Jun 13, 2026 · AI

AI Search Liability Ruling: What Social Media Managers Need to Know Now

Wooden gavel on a laptop keyboard with an AI search warning, symbolizing the AI search liability ruling for social media managers.

A German court has ruled that Google’s AI Overviews don’t just mirror the web, they create independent statements that can defame, and the company can be held directly liable for false claims. The preliminary injunction from the Regional Court of Hamburg is the first decision to classify an AI search summary as the platform’s own commercial speech, not a neutral container for third-party content. For social media managers already wrestling with AI-generated captions, automated repurposing, and brand voice at scale, the ruling rewrites the risk calculus overnight.

Why It Matters

AI-generated search summaries now appear across a huge share of Google queries, while platforms like TikTok, Instagram, and LinkedIn are testing AI-powered search and content suggestion features. Social teams increasingly rely on AI to draft posts, suggest hashtags, and repackage long-form pieces into social-ready formats. But the German court’s logic, that AI outputs are the platform’s own speech and come with full liability, doesn’t stop at search. Any AI feature that builds a new sentence about a brand, person, or event could create the same kind of exposure. When a platform’s AI-generated caption mischaracterizes your product or links your brand to a scam, you may no longer be chasing the original source; the platform itself may be the one to hold accountable.

Google argued that users understand AI Overviews can be inaccurate and should verify results themselves. The Hamburg court wasn’t persuaded. In its order barring further publication of the false statements, the court drew a sharp line: an AI overview that produces “independent, new, and substantive statements” based on its own misinterpretation of links is fundamentally different from a traditional list of search results. The judge noted that the false claims did not appear in any of the actual web pages the AI had summarized, meaning the AI invented the smear entirely on its own.

Most importantly, the court dismantled the notion that AI summaries are an essential part of search. The ruling described the feature as “an additional function, one without which the use of the search engine would still be (and is) possible, and without which users are perfectly capable of finding results amidst the ‘flood of data.’” Because the tool is a convenience layered on top of a working search engine, the platform cannot claim immunity simply because curating information is hard.
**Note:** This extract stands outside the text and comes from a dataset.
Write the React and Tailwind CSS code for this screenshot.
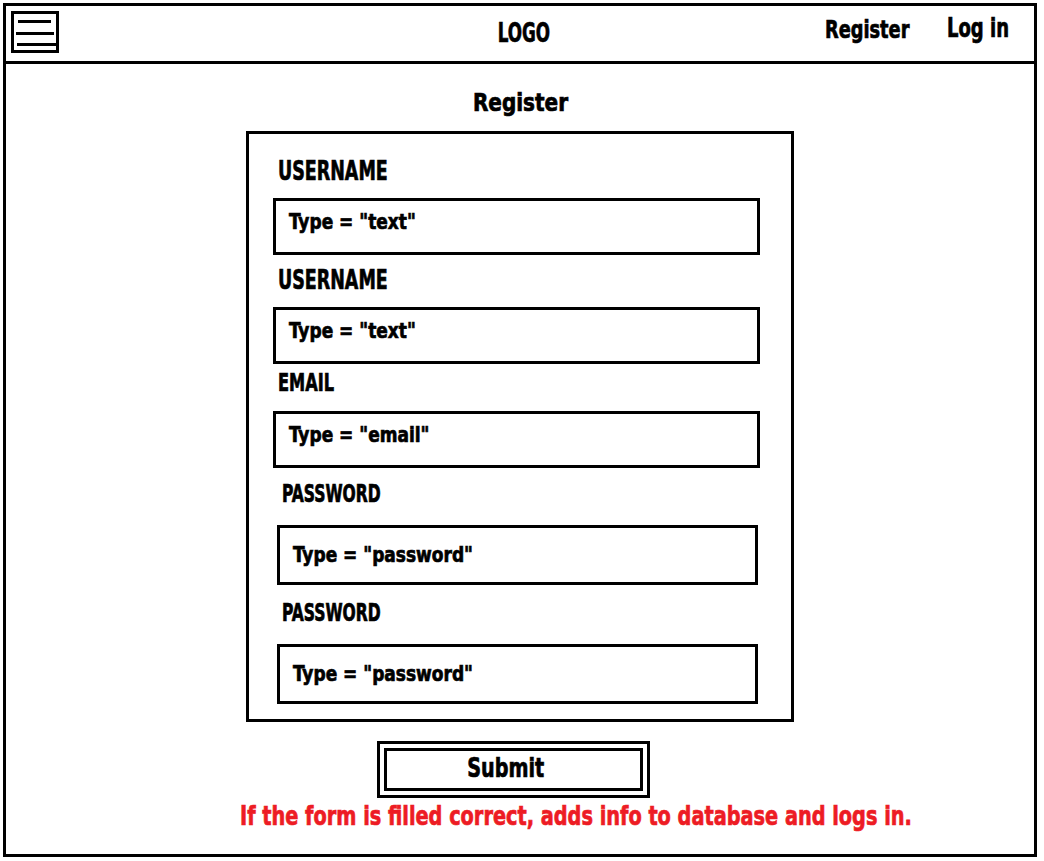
import React from 'react';

// Impact-like look: DejaVu Sans Condensed Bold squeezed horizontally
const Txt = ({ children, className = '' }) => (
  <span className={`inline-block whitespace-nowrap [-webkit-text-stroke:0.7px_currentcolor] ${className}`}>
    {children}
  </span>
);

const fields = [
  { label: 'USERNAME', type: 'text', labelClass: 'text-[27px] mt-[23px] ml-[29px]', boxClass: 'mt-[14px] ml-[24px] w-[487px] h-[57px] pb-[10px]' },
  { label: 'USERNAME', type: 'text', labelClass: 'text-[27px] mt-[11px] ml-[29px]', boxClass: 'mt-[14px] ml-[24px] w-[487px] h-[57px] pb-[10px]' },
  { label: 'EMAIL', type: 'email', labelClass: 'text-[25px] mt-[6px] ml-[29px]', boxClass: 'mt-[16px] ml-[24px] w-[487px] h-[57px] pb-[10px]' },
  { label: 'PASSWORD', type: 'password', labelClass: 'text-[24px] mt-[14px] ml-[33px]', boxClass: 'mt-[19px] ml-[28px] w-[481px] h-[60px] pl-[12px]' },
  { label: 'PASSWORD', type: 'password', labelClass: 'text-[24px] mt-[16px] ml-[33px]', boxClass: 'mt-[19px] ml-[28px] w-[481px] h-[60px] pl-[12px]' },
];

const MenuIcon = () => (
  <div className="w-[48px] h-[42px] border-[3px] border-black relative">
    <div className="absolute left-[4px] top-[6px] w-[33px] h-[3px] bg-black" />
    <div className="absolute left-[2px] top-[18px] w-[38px] h-[3px] bg-black" />
    <div className="absolute left-[3px] top-[29px] w-[39px] h-[3px] bg-black" />
  </div>
);

const Field = ({ label, type, labelClass, boxClass }) => (
  <>
    <div className={`${labelClass} leading-none`}>
      <Txt className="scale-x-[0.72] origin-left">{label}</Txt>
    </div>
    <div className={`${boxClass} border-[3px] border-black flex items-center pl-[13px] text-[22px] leading-none`}>
      <Txt className="scale-x-[0.86] origin-left">Type = "{type}"</Txt>
    </div>
  </>
);

export default function App() {
  return (
    <div className="bg-white w-[1044px] h-[861px] pt-[3px] pl-[3px] font-['DejaVu_Sans_Condensed','DejaVu_Sans',sans-serif] font-bold text-black">
      <div className="w-[1034px] h-[854px] border-[3px] border-black flex flex-col">
        {/* top bar */}
        <header className="h-[58px] shrink-0 border-b-[3px] border-black flex items-start px-[5px]">
          <div className="flex-1 flex mt-[5px]">
            <MenuIcon />
          </div>
          <div className="text-[27px] leading-none ml-[28px] mt-[13px]">
            <Txt className="scale-x-[0.69]">LOGO</Txt>
          </div>
          <div className="flex-1 flex justify-end items-start gap-[40px] pr-[21px]">
            <div className="w-[82px] shrink-0 mt-[11px] text-[25px] leading-none">
              <Txt className="scale-x-[0.79] origin-left">Register</Txt>
            </div>
            <div className="w-[61px] shrink-0 mt-[9px] text-[26px] leading-none">
              <Txt className="scale-x-[0.77] origin-left">Log in</Txt>
            </div>
          </div>
        </header>

        <main className="flex flex-col">
          <h1 className="text-center text-[25px] leading-none mt-[26px]">
            <Txt className="scale-x-[0.89]">Register</Txt>
          </h1>

          <div className="mx-auto mt-[16px] w-[548px] h-[591px] border-[3px] border-black flex flex-col">
            {fields.map((f, i) => (
              <Field key={i} {...f} />
            ))}
          </div>

          <div className="ml-[371px] mt-[19px] w-[273px] h-[57px] border-[3px] border-black p-[4px]">
            <div className="h-full border-[3px] border-black flex items-center justify-center text-[27px] leading-none pr-[16px] pb-[4px]">
              <Txt className="scale-x-[0.79]">Submit</Txt>
            </div>
          </div>

          <p className="ml-[234px] mt-[4px] text-[27px] leading-none text-[#ed1c24]">
            <Txt className="scale-x-[0.795] origin-left">
              If the form is filled correct, adds info to database and logs in.
            </Txt>
          </p>
        </main>
      </div>
    </div>
  );
}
The court also dismissed the “don’t blindly trust us” defense, pointing out that the AI overview’s usefulness “would be significantly diminished if the ‘AI overview’ were generally regarded as unreliable and if every single displayed link required independent verification.” In other words, if Google sells the feature as trustworthy, it can’t simultaneously argue that nobody should trust it.

The Ruling’s Key Takeaways

  • AI summaries are the platform’s own statements. The court labeled them “primarily an expression of the defendant’s commercial activity”, not protected speech.
  • Liability follows the creator. Because only Google can change the algorithm that produced a false statement, only Google can be sued when that statement causes harm.
  • AI search is not essential. Platforms lose the argument that AI overviews are a necessary tool for navigating the web; users were doing it without AI for decades.
  • Disclaimers aren’t a shield. If the business model relies on users trusting the AI output, a disclaimer that says “results may be wrong” doesn’t erase legal responsibility.

“an additional function, one without which the use of the search engine would still be (and is) possible, and without which users are perfectly capable of finding results amidst the ‘flood of data.’”
, Preliminary ruling, Regional Court of Hamburg (June 2026)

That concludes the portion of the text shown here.